Si j’ai envie de reparler d’Edgard Morin ce matin, c’est que lui-même, dans une tribune publiée par le Monde, veut faire le point sur notre situation de terriens, en quelque sorte, d’habitants de ce qu’il appelle notre terre-patrie. Et dans son diagnostique, je retrouve le même couple antithétique inquiétude-confiance. Inquiet, notre sociologue l’est à un rare degré. Il faut dire que d’un point de vue écologiste, il a été un précurseur. Le souci de notre écosystème l’obsède depuis les années 60. Or les dernières nouvelles écologiques ne sont pas réjouissantes au lendemain de Copenhague. Edgard Morin là dessus se situe aux antipodes d’un Claude Allègre. Mais son regard embrasse plus largement que l’écologie. Je le cite: « Le système Terre est incapable de s’organiser pour traiter ses problèmes vitaux: périls nucléaires qui s’aggravent avec la dissémination et peut-être la privatisation de l’arme atomique; dégradation de la biosphère; économie mondiale sans vraie régulation; retour des famines; conflits ethno-politico-religieux tendant à se développer en guerres de civilisations. » (le Monde 10-11 janvier). Si on le prend à la lettre, on pourrait ranger Edgard Morin dans la mouvance des catastrophistes éclairés.

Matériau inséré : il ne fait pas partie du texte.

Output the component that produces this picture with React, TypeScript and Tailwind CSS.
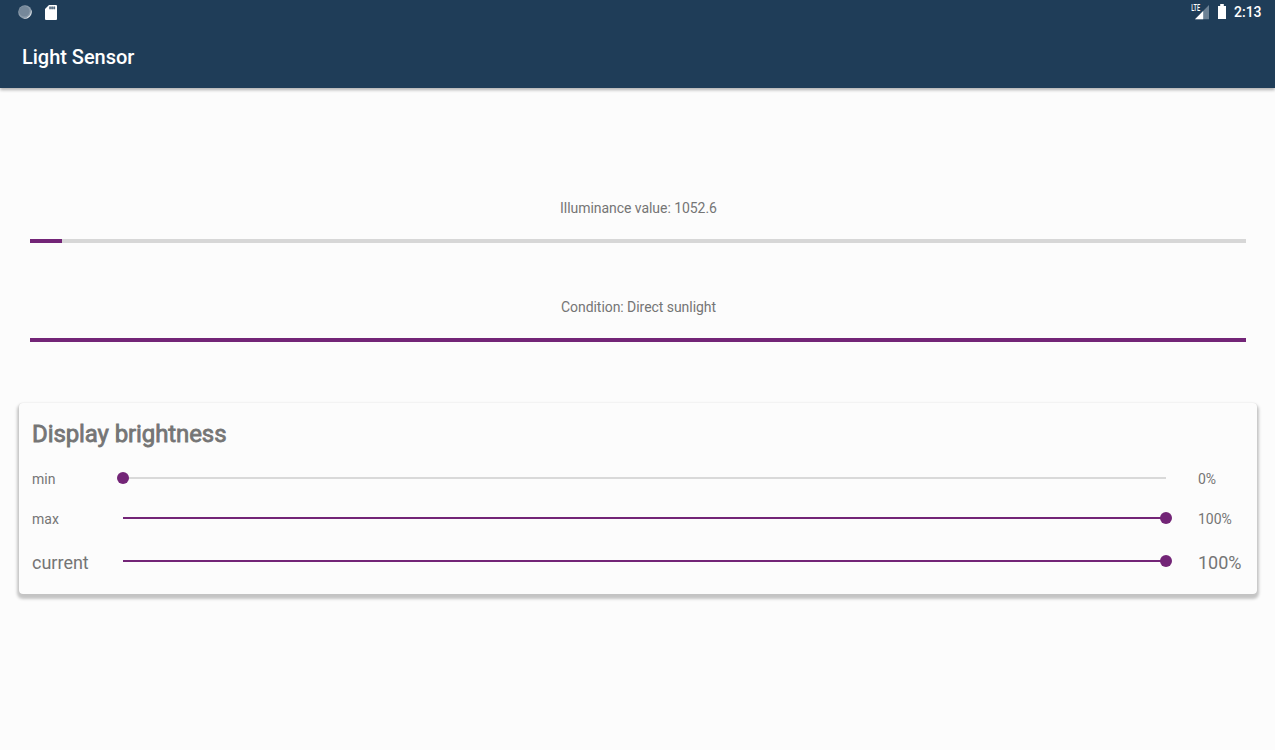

En effet, comme Jean-Pierre Dupuy qui est l’inventeur de cette expression de catastrophisme éclairé, Edgard Morin n’est pas loin de croire que nous sommes à quelques minutes de la catastrophe absolue, de la catastrophe terminale pour notre espèce. Mais en même temps, ce qu’il y a de confiant en lui dans le meilleur de notre nature humaine le porte à théoriser et à magnifier ce qu’il appelle une métamorphose. La métamorphose, c’est au fond la révolution sans ses dérives terroristes et totalitaires. Pour lui, elle est à la fois possible et indispensable. Et c’est elle, telle qu’il la conçoit dans les termes précis de notre situation épouvantable, qu’il tente de définir. Et pour ce faire, il revêt sa tunique de prophète. Notre histoire est épuisée, proclame-t-il, mais pas les capacités créatrices de l’humanité. Pour le coup nous retrouvons le fameux projet, un moment invoqué par Nicolas Sarkozy – le mot lui ayant été soufflé par Henry Guaino – d’une politique de civilisation. Car ce ne sont pas les mesures partielles, les réformes comme on dit, qui nous sauveront. C’est une entreprise mondiale qui associera tous les États-nations pour modifier complètement nos paramètres intellectuels. Vaste entreprise dont nous ne détaillerons pas aujourd’hui le programme mais dont l’urgence et la pertinence ne peuvent pas ne pas nous interroger.